Proposed Cleveland veterans home name to have regional appeal

photo Bradley County Commissioner Mark Hall
Arkansas-Ole Miss Live Blog

CLEVELAND, Tenn. -- Cleveland and Bradley County leaders have agreed to a name for a proposed 108-bed living facility for veterans.

On Monday, the Bradley County Commission endorsed naming the facility the Cleveland/Bradley County State Veterans Home in a 14-0 vote. The Cleveland City Council approved the name last month.

The name was chosen in lieu of titles with regional appeal or those associated with a particular benefactor.

"A private donor, who is providing $3 million for the project, has made a condition that the home not be named after anyone," said Commissioner Mark Hall, who serves on the veterans home panel.

The anonymous private donor has agreed to provide over half of the local required funding for the facility, according to officials.
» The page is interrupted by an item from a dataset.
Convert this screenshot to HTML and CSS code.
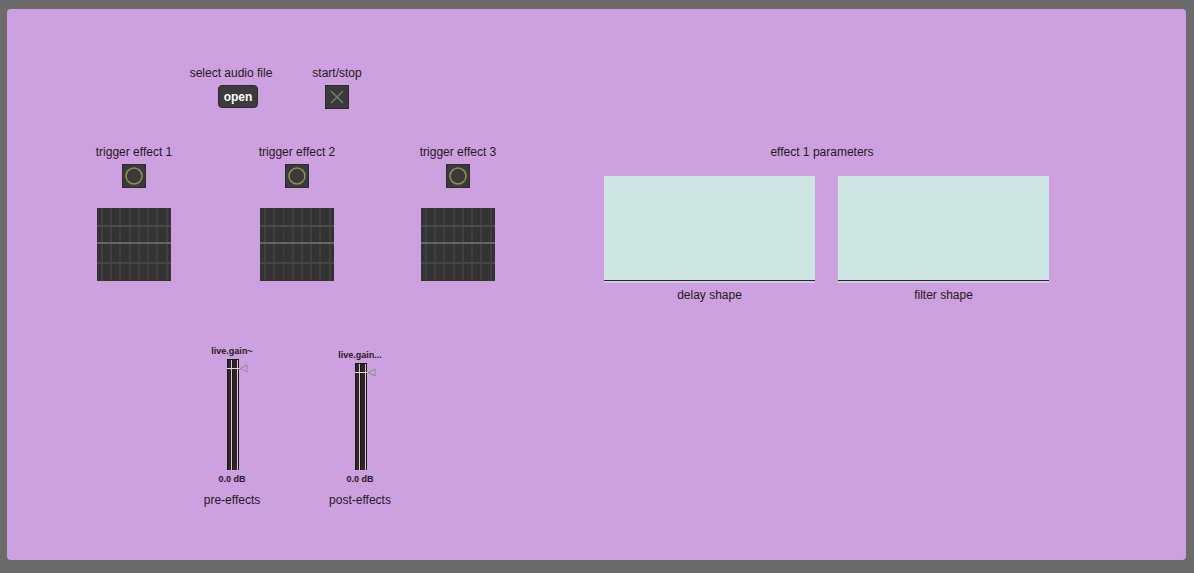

Bradley County and Cleveland have both agreed to provide $2 million each.

Commissioner Ed Elkins, who also serves on the veterans home board, said he had expressed interest in naming the facility the Southeast Tennessee Regional Veterans Home, partly in hopes of soliciting funding from surrounding counties.

However, Elkins said that state veterans affairs officials said such a proposal might come into potential conflict with any veterans home built later in the region.

Request for federal funding and the subsequent groundbreaking for the project moves forward, but the timeline is not concrete, said Larry McDaris, director of veterans services for Bradley County. The Bradley County project moved up the federal funding list significantly last July after a few veterans facility projects in Virginia were suspended.

The U.S. Department of Veterans Affairs is expected to release a new funding priority list within the next few months, said McDaris.

"Hopefully we will be in that group, but it's not a done deal," he said.

McDaris and Hall are hoping that the facility will also receive additional grant funding through Bradley County's Healthy Communities Initiatives program.

The project has already received a $60,000 grant through the program, according to McDaris.

A number of site preparation tasks could significantly benefit from grant funding, McDaris said, including preliminary location studies, right-of-way acquisition needed to create a second entrance to the facility and earth-moving.

The proposed facility, which has been described as a community of individual dwellings, will be located on 27 donated acres on Westland Drive, near APD 40 in southern Bradley County.

The veterans home board will meet Thursday at 6 p.m. at the Cleveland/Bradley County Chamber of Commerce.